> **Your task**
Transcribe the material exactly. Images do not belong in the copy.

--- START ---

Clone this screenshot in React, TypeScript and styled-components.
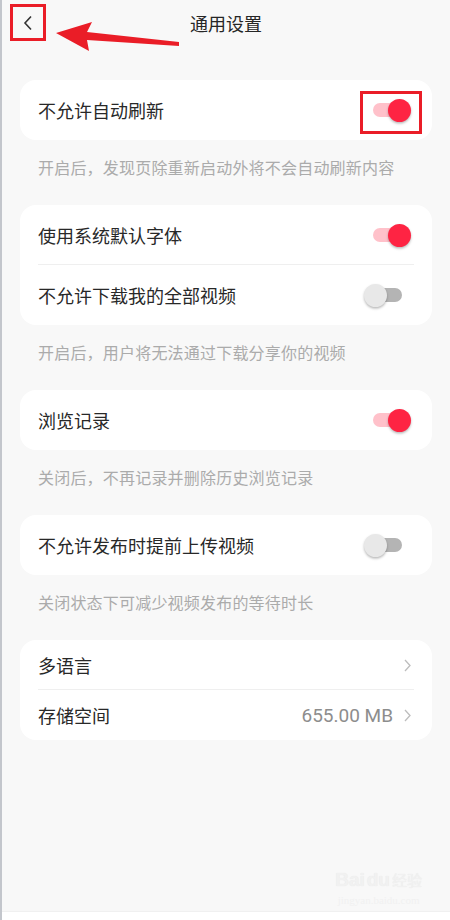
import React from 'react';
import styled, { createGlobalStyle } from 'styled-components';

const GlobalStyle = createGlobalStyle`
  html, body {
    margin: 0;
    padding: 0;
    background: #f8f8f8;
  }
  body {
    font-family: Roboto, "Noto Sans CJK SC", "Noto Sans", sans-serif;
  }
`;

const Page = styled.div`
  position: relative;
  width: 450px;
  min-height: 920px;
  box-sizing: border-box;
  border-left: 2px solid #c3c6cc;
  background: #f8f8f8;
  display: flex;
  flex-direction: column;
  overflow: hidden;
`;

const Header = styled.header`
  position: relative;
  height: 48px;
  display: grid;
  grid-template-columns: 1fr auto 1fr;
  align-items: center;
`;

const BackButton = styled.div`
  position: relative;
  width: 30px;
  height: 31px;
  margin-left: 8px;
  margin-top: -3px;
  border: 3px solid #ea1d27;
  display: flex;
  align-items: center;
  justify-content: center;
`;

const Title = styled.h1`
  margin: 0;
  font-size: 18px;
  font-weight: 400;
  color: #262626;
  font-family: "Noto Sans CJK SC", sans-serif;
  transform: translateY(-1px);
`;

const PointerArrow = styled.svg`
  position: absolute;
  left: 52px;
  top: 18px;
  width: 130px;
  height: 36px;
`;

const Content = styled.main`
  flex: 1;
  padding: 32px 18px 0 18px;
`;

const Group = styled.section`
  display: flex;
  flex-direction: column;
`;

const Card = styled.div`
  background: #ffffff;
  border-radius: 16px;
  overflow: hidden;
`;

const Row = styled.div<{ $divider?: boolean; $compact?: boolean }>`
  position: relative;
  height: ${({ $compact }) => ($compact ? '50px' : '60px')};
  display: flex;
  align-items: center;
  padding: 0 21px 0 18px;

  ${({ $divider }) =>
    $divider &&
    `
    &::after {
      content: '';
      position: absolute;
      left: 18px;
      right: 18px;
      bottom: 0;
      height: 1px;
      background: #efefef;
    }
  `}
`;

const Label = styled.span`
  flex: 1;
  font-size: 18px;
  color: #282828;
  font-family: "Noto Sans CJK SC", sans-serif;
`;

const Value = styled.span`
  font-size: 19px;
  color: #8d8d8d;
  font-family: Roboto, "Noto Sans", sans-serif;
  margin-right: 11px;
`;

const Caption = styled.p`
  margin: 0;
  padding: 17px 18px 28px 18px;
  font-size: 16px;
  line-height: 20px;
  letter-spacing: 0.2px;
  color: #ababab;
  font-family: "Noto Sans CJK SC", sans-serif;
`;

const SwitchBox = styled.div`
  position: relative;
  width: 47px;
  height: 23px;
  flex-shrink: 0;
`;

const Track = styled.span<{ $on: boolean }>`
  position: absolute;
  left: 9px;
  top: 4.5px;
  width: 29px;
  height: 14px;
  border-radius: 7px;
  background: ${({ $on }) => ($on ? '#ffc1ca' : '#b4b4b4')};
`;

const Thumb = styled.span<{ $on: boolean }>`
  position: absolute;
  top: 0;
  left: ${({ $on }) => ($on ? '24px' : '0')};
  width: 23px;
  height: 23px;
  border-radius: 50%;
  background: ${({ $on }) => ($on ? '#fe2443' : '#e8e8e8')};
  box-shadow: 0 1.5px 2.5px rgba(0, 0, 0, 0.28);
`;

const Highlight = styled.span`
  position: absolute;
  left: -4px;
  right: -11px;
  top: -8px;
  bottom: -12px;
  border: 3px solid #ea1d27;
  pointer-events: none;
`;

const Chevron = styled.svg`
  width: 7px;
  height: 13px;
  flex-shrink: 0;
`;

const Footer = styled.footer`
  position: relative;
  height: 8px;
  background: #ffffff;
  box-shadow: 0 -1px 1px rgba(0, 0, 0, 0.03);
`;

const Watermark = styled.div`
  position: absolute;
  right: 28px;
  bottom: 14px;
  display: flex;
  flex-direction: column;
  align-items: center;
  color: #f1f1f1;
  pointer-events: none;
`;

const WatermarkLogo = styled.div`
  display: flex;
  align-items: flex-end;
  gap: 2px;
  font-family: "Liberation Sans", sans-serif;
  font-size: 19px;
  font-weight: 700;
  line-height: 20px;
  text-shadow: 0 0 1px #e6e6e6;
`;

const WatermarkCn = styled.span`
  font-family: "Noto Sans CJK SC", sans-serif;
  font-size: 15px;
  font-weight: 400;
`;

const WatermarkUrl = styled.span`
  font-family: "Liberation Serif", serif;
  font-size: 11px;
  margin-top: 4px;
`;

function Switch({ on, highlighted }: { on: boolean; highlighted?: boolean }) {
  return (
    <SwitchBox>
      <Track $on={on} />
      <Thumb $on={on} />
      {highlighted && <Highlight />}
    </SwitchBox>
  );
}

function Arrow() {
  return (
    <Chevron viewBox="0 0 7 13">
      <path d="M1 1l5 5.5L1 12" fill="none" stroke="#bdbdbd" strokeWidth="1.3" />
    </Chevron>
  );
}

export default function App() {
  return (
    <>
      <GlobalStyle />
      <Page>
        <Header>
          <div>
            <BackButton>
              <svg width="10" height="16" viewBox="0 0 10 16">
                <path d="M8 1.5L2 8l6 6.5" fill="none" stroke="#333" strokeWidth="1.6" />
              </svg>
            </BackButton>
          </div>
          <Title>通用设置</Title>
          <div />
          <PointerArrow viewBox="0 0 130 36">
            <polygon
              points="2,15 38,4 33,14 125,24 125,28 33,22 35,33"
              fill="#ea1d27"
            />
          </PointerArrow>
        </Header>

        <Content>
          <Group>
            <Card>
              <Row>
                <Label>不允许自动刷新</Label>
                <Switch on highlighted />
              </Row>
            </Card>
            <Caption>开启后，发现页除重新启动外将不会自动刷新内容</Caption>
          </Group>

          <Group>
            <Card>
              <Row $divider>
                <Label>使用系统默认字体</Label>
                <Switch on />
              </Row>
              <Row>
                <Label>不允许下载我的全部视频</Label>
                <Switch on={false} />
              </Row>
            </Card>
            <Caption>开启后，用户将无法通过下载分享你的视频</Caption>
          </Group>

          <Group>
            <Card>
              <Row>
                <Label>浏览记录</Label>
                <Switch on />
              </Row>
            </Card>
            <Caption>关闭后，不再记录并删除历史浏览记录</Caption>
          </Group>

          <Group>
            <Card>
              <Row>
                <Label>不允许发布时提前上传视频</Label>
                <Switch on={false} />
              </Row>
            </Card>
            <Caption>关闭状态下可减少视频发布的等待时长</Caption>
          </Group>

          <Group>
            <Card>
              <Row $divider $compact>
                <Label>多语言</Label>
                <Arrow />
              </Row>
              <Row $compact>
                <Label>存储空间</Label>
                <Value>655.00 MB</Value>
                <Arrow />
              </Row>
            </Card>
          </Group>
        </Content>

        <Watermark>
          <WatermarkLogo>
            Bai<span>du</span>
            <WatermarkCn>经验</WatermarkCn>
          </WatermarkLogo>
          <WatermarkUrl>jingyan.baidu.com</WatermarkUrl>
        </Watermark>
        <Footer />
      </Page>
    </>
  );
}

--- END ---

> **Response to the exercise**
Clone this screenshot in React, TypeScript and styled-components.
import React from 'react';
import styled, { createGlobalStyle } from 'styled-components';

const GlobalStyle = createGlobalStyle`
  html, body {
    margin: 0;
    padding: 0;
    background: #f8f8f8;
  }
  body {
    font-family: Roboto, "Noto Sans CJK SC", "Noto Sans", sans-serif;
  }
`;

const Page = styled.div`
  position: relative;
  width: 450px;
  min-height: 920px;
  box-sizing: border-box;
  border-left: 2px solid #c3c6cc;
  background: #f8f8f8;
  display: flex;
  flex-direction: column;
  overflow: hidden;
`;

const Header = styled.header`
  position: relative;
  height: 48px;
  display: grid;
  grid-template-columns: 1fr auto 1fr;
  align-items: center;
`;

const BackButton = styled.div`
  position: relative;
  width: 30px;
  height: 31px;
  margin-left: 8px;
  margin-top: -3px;
  border: 3px solid #ea1d27;
  display: flex;
  align-items: center;
  justify-content: center;
`;

const Title = styled.h1`
  margin: 0;
  font-size: 18px;
  font-weight: 400;
  color: #262626;
  font-family: "Noto Sans CJK SC", sans-serif;
  transform: translateY(-1px);
`;

const PointerArrow = styled.svg`
  position: absolute;
  left: 52px;
  top: 18px;
  width: 130px;
  height: 36px;
`;

const Content = styled.main`
  flex: 1;
  padding: 32px 18px 0 18px;
`;

const Group = styled.section`
  display: flex;
  flex-direction: column;
`;

const Card = styled.div`
  background: #ffffff;
  border-radius: 16px;
  overflow: hidden;
`;

const Row = styled.div<{ $divider?: boolean; $compact?: boolean }>`
  position: relative;
  height: ${({ $compact }) => ($compact ? '50px' : '60px')};
  display: flex;
  align-items: center;
  padding: 0 21px 0 18px;

  ${({ $divider }) =>
    $divider &&
    `
    &::after {
      content: '';
      position: absolute;
      left: 18px;
      right: 18px;
      bottom: 0;
      height: 1px;
      background: #efefef;
    }
  `}
`;

const Label = styled.span`
  flex: 1;
  font-size: 18px;
  color: #282828;
  font-family: "Noto Sans CJK SC", sans-serif;
`;

const Value = styled.span`
  font-size: 19px;
  color: #8d8d8d;
  font-family: Roboto, "Noto Sans", sans-serif;
  margin-right: 11px;
`;

const Caption = styled.p`
  margin: 0;
  padding: 17px 18px 28px 18px;
  font-size: 16px;
  line-height: 20px;
  letter-spacing: 0.2px;
  color: #ababab;
  font-family: "Noto Sans CJK SC", sans-serif;
`;

const SwitchBox = styled.div`
  position: relative;
  width: 47px;
  height: 23px;
  flex-shrink: 0;
`;

const Track = styled.span<{ $on: boolean }>`
  position: absolute;
  left: 9px;
  top: 4.5px;
  width: 29px;
  height: 14px;
  border-radius: 7px;
  background: ${({ $on }) => ($on ? '#ffc1ca' : '#b4b4b4')};
`;

const Thumb = styled.span<{ $on: boolean }>`
  position: absolute;
  top: 0;
  left: ${({ $on }) => ($on ? '24px' : '0')};
  width: 23px;
  height: 23px;
  border-radius: 50%;
  background: ${({ $on }) => ($on ? '#fe2443' : '#e8e8e8')};
  box-shadow: 0 1.5px 2.5px rgba(0, 0, 0, 0.28);
`;

const Highlight = styled.span`
  position: absolute;
  left: -4px;
  right: -11px;
  top: -8px;
  bottom: -12px;
  border: 3px solid #ea1d27;
  pointer-events: none;
`;

const Chevron = styled.svg`
  width: 7px;
  height: 13px;
  flex-shrink: 0;
`;

const Footer = styled.footer`
  position: relative;
  height: 8px;
  background: #ffffff;
  box-shadow: 0 -1px 1px rgba(0, 0, 0, 0.03);
`;

const Watermark = styled.div`
  position: absolute;
  right: 28px;
  bottom: 14px;
  display: flex;
  flex-direction: column;
  align-items: center;
  color: #f1f1f1;
  pointer-events: none;
`;

const WatermarkLogo = styled.div`
  display: flex;
  align-items: flex-end;
  gap: 2px;
  font-family: "Liberation Sans", sans-serif;
  font-size: 19px;
  font-weight: 700;
  line-height: 20px;
  text-shadow: 0 0 1px #e6e6e6;
`;

const WatermarkCn = styled.span`
  font-family: "Noto Sans CJK SC", sans-serif;
  font-size: 15px;
  font-weight: 400;
`;

const WatermarkUrl = styled.span`
  font-family: "Liberation Serif", serif;
  font-size: 11px;
  margin-top: 4px;
`;

function Switch({ on, highlighted }: { on: boolean; highlighted?: boolean }) {
  return (
    <SwitchBox>
      <Track $on={on} />
      <Thumb $on={on} />
      {highlighted && <Highlight />}
    </SwitchBox>
  );
}

function Arrow() {
  return (
    <Chevron viewBox="0 0 7 13">
      <path d="M1 1l5 5.5L1 12" fill="none" stroke="#bdbdbd" strokeWidth="1.3" />
    </Chevron>
  );
}

export default function App() {
  return (
    <>
      <GlobalStyle />
      <Page>
        <Header>
          <div>
            <BackButton>
              <svg width="10" height="16" viewBox="0 0 10 16">
                <path d="M8 1.5L2 8l6 6.5" fill="none" stroke="#333" strokeWidth="1.6" />
              </svg>
            </BackButton>
          </div>
          <Title>通用设置</Title>
          <div />
          <PointerArrow viewBox="0 0 130 36">
            <polygon
              points="2,15 38,4 33,14 125,24 125,28 33,22 35,33"
              fill="#ea1d27"
            />
          </PointerArrow>
        </Header>

        <Content>
          <Group>
            <Card>
              <Row>
                <Label>不允许自动刷新</Label>
                <Switch on highlighted />
              </Row>
            </Card>
            <Caption>开启后，发现页除重新启动外将不会自动刷新内容</Caption>
          </Group>

          <Group>
            <Card>
              <Row $divider>
                <Label>使用系统默认字体</Label>
                <Switch on />
              </Row>
              <Row>
                <Label>不允许下载我的全部视频</Label>
                <Switch on={false} />
              </Row>
            </Card>
            <Caption>开启后，用户将无法通过下载分享你的视频</Caption>
          </Group>

          <Group>
            <Card>
              <Row>
                <Label>浏览记录</Label>
                <Switch on />
              </Row>
            </Card>
            <Caption>关闭后，不再记录并删除历史浏览记录</Caption>
          </Group>

          <Group>
            <Card>
              <Row>
                <Label>不允许发布时提前上传视频</Label>
                <Switch on={false} />
              </Row>
            </Card>
            <Caption>关闭状态下可减少视频发布的等待时长</Caption>
          </Group>

          <Group>
            <Card>
              <Row $divider $compact>
                <Label>多语言</Label>
                <Arrow />
              </Row>
              <Row $compact>
                <Label>存储空间</Label>
                <Value>655.00 MB</Value>
                <Arrow />
              </Row>
            </Card>
          </Group>
        </Content>

        <Watermark>
          <WatermarkLogo>
            Bai<span>du</span>
            <WatermarkCn>经验</WatermarkCn>
          </WatermarkLogo>
          <WatermarkUrl>jingyan.baidu.com</WatermarkUrl>
        </Watermark>
        <Footer />
      </Page>
    </>
  );
}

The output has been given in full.